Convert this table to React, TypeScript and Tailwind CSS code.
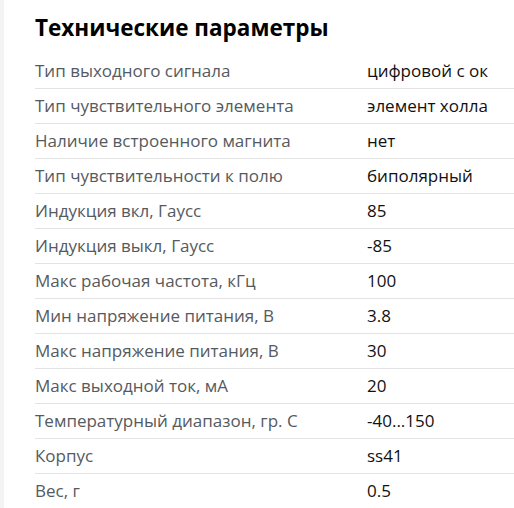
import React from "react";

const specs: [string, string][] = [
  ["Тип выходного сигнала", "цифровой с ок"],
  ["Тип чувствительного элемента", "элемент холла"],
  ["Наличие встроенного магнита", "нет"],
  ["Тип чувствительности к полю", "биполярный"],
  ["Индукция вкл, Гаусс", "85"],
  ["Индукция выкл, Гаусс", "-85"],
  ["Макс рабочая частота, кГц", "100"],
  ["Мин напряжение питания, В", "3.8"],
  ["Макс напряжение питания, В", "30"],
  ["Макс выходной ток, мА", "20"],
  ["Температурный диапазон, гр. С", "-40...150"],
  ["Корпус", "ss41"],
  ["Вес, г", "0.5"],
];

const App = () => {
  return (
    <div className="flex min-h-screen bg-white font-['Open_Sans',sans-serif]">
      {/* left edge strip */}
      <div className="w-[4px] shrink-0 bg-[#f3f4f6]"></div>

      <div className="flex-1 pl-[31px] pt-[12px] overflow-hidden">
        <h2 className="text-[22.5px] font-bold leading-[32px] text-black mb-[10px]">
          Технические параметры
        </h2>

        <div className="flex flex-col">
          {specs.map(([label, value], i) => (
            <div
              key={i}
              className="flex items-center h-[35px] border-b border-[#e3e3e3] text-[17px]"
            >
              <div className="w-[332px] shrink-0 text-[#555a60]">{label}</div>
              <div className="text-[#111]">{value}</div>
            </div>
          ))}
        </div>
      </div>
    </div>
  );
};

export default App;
--*--
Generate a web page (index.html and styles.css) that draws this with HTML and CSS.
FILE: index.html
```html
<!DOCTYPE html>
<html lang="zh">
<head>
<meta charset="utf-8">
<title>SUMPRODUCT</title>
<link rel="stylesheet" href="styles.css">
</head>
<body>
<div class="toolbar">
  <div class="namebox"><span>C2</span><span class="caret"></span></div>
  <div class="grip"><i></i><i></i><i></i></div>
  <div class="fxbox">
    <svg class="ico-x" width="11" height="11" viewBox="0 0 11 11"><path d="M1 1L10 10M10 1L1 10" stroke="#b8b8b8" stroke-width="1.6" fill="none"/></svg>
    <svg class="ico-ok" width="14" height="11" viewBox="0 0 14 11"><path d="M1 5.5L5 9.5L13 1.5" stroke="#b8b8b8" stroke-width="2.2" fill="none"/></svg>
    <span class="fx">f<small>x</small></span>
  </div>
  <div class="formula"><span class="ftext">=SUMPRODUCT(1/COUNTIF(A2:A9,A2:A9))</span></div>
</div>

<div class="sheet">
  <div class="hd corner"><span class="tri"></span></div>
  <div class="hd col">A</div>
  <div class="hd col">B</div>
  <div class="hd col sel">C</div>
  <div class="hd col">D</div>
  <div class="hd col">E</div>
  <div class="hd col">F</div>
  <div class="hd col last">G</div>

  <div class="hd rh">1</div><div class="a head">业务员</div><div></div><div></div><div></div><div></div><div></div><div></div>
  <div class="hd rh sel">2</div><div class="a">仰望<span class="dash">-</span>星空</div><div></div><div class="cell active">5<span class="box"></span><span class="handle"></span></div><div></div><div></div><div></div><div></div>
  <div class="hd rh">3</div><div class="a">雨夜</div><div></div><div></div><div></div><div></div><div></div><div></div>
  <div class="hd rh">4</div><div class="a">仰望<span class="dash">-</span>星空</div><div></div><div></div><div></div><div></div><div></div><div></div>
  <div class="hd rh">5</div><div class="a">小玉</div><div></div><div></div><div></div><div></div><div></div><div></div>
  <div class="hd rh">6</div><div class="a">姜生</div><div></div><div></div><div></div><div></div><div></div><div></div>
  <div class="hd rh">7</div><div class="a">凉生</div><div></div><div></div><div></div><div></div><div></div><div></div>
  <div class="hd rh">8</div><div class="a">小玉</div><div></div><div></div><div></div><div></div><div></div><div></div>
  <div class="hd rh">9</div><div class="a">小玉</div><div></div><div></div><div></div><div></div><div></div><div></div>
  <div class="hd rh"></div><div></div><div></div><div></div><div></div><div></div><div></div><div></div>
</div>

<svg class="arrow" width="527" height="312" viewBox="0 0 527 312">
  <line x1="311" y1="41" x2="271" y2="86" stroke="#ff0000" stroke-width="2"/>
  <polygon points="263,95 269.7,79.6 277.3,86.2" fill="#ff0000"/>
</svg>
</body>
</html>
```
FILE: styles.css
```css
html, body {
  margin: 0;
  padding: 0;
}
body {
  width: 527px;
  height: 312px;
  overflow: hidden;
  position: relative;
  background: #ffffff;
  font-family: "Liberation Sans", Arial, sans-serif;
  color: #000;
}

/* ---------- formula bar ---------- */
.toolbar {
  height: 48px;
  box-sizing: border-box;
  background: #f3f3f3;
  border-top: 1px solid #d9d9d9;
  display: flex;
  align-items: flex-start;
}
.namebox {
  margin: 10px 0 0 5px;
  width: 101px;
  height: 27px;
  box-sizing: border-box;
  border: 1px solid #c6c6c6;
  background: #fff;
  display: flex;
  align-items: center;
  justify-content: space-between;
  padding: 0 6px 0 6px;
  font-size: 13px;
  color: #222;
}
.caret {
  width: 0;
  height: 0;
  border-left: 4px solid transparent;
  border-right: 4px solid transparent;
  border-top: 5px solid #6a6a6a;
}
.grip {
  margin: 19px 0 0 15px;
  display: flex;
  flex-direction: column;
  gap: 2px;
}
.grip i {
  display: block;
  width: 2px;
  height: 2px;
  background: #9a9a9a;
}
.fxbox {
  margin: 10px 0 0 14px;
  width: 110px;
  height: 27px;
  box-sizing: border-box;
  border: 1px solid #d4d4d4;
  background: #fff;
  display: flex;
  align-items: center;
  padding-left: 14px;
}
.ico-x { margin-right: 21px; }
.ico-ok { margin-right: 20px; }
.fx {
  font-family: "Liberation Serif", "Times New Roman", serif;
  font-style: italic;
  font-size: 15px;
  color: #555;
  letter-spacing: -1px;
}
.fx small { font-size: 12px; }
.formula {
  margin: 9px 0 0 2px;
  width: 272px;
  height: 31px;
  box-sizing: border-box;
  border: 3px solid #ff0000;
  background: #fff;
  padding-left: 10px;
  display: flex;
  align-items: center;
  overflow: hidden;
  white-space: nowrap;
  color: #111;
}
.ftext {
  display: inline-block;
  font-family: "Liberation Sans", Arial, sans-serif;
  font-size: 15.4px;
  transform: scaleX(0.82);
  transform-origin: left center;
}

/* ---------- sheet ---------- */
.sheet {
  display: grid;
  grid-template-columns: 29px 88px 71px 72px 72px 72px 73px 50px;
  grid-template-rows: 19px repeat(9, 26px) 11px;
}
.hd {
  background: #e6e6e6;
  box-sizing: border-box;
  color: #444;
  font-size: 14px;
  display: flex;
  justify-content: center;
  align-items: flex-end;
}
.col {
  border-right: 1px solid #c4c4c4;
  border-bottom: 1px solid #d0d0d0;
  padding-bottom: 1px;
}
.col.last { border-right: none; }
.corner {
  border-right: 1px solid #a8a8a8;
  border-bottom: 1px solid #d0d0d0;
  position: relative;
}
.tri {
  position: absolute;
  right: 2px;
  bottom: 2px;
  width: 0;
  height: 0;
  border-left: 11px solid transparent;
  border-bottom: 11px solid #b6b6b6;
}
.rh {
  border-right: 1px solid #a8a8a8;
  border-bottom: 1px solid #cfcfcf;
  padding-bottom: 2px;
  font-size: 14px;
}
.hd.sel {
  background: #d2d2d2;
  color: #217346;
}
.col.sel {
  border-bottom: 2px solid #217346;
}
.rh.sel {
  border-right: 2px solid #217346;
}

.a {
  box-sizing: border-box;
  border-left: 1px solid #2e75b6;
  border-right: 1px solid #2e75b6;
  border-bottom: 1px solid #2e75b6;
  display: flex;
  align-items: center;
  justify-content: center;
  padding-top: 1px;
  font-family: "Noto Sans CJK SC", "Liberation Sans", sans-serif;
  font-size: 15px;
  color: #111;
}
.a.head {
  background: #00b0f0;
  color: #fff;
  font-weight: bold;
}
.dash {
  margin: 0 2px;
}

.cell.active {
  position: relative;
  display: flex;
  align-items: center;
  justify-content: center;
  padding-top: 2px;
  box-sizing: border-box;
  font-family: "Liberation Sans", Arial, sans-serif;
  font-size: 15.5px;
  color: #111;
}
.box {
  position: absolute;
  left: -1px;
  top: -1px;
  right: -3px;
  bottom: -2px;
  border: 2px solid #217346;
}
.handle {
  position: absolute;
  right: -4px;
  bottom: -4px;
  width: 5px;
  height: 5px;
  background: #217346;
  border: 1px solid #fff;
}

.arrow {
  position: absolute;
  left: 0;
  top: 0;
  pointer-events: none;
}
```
--*--
— Written instruction —
Take each line containing the string "this" and copy it out.

— Correct answer —
Convert this table to React, TypeScript and Tailwind CSS code.
Generate a web page (index.html and styles.css) that draws this with HTML and CSS.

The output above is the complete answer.